Labor Underutilization Falls Slightly
Labor underutilization rates have been rising slowly over the last two years; however, they began that climb from historically low levels, so this increase has been seen by many as a slow return to normal conditions. As of December 2024, both rates are indicative of a healthy labor market with a relatively low and stable level of labor underutilization.
This chart plots two different measures of labor underutilization, along with their five-year averages. The U3 rate, which is the official unemployment rate, tracks the share of labor force participants who are jobless but able to work and actively seeking employment. The U6 rate uses a broader concept of labor underutilization by including people marginally attached to the workforce and people working part-time for economic reasons (in addition to the set of unemployed people captured in the U3 rate).
Wage Growth Ticks Down but Remains Elevated
Inflation has been the most frequently discussed economic topic in recent years, and wage inflation has challenged employers. After falling from a high of 5.9% in March 2022 to 3.6% in July 2024, year-over-year wage growth ticked back up to 4% in October and November 2024. As of December 2024, year-over-year average hourly wage growth for private-sector workers sat at 3.9%. This is still somewhat elevated by recent historical standards, partly because the Great Recession suppressed wages for an extended period. In any case, this strong growth rate can largely be attributed to the excellent overall health of the U.S. economy, as well as a persistent labor shortage.
The chart above plots year-over-year growth in average hourly earnings for all private-sector employees during the most recent 24-month period, as well as the five-year average of this growth rate.
Overall Labor Shortage Persists Heading into 2025
The unemployed-people-per-job-opening ratio (UJOR) value remained at 0.9 as of November 2024, a level it has stayed at for several months in a row. Although often framed as a direct byproduct of the pandemic, the current labor shortage actually stems from a multitude of factors. One major issue is that the broader U.S. economy remains strong, which tends to keep demand for workers high. Another, longer-term issue is population aging, which has constrained growth in the working-age population for years.
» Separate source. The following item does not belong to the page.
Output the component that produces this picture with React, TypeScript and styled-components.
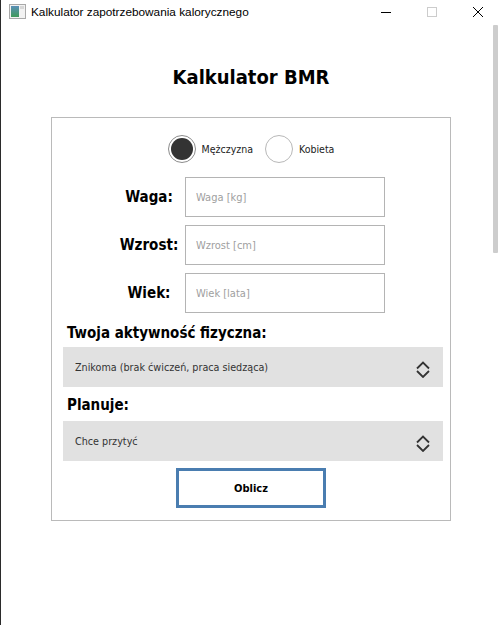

In fact, this slowdown in labor supply growth is a central reason that, outside of the first year of the pandemic, there have been more job openings than unemployed people in the U.S. labor market since March 2018.
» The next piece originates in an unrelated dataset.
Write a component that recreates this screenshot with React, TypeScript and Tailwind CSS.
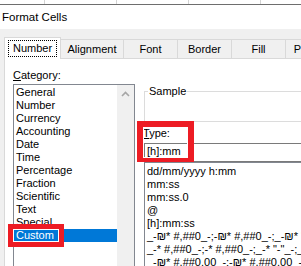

This chart plots the UJOR, which is the ratio of the unemployed population (i.e., people without a job who are able to work and actively looking for employment) to the number of open jobs at a given point in time. When the value of this ratio is below 1, it means that even if every unemployed person could be immediately matched to an open job, there would still be unfilled positions at the end of this matching process. These conditions necessarily indicate a labor shortage in the overall labor market, though it is worth noting that other labor market frictions (e.g., skills mismatches between job seekers and open positions) can create a labor shortage even when the UJOR is above 1.
What Do These Findings Mean for You?
The labor market remains strong as 2025 gets underway, and the labor shortage persists. One clear implication of these facts is that challenges associated with attracting and retaining talent are likely to remain top-of-mind for many organizations. From a policy point of view, continued evidence of a robust labor market suggests that the Federal Reserve may adopt a cautious approach to lowering interest rates in 2025, though these decisions will be based on a broader set of economic indicators.